* start *
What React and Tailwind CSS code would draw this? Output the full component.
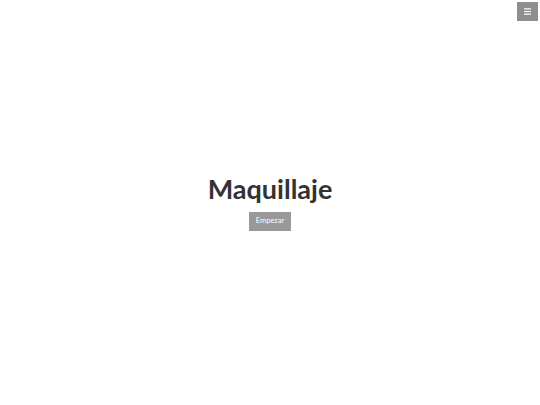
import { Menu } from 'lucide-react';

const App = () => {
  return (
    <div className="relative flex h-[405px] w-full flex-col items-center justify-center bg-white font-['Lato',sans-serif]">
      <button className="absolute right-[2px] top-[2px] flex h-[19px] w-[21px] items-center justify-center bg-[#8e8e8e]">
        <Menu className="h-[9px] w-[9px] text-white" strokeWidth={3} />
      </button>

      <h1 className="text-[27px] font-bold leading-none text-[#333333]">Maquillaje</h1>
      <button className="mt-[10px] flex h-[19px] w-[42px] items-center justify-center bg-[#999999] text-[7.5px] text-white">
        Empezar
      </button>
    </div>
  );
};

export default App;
* end *
• [Work to complete]
Using the material above, set down every line exactly, but skip the pictures.

• [Task answer]
What React and Tailwind CSS code would draw this? Output the full component.
import { Menu } from 'lucide-react';

const App = () => {
  return (
    <div className="relative flex h-[405px] w-full flex-col items-center justify-center bg-white font-['Lato',sans-serif]">
      <button className="absolute right-[2px] top-[2px] flex h-[19px] w-[21px] items-center justify-center bg-[#8e8e8e]">
        <Menu className="h-[9px] w-[9px] text-white" strokeWidth={3} />
      </button>

      <h1 className="text-[27px] font-bold leading-none text-[#333333]">Maquillaje</h1>
      <button className="mt-[10px] flex h-[19px] w-[42px] items-center justify-center bg-[#999999] text-[7.5px] text-white">
        Empezar
      </button>
    </div>
  );
};

export default App;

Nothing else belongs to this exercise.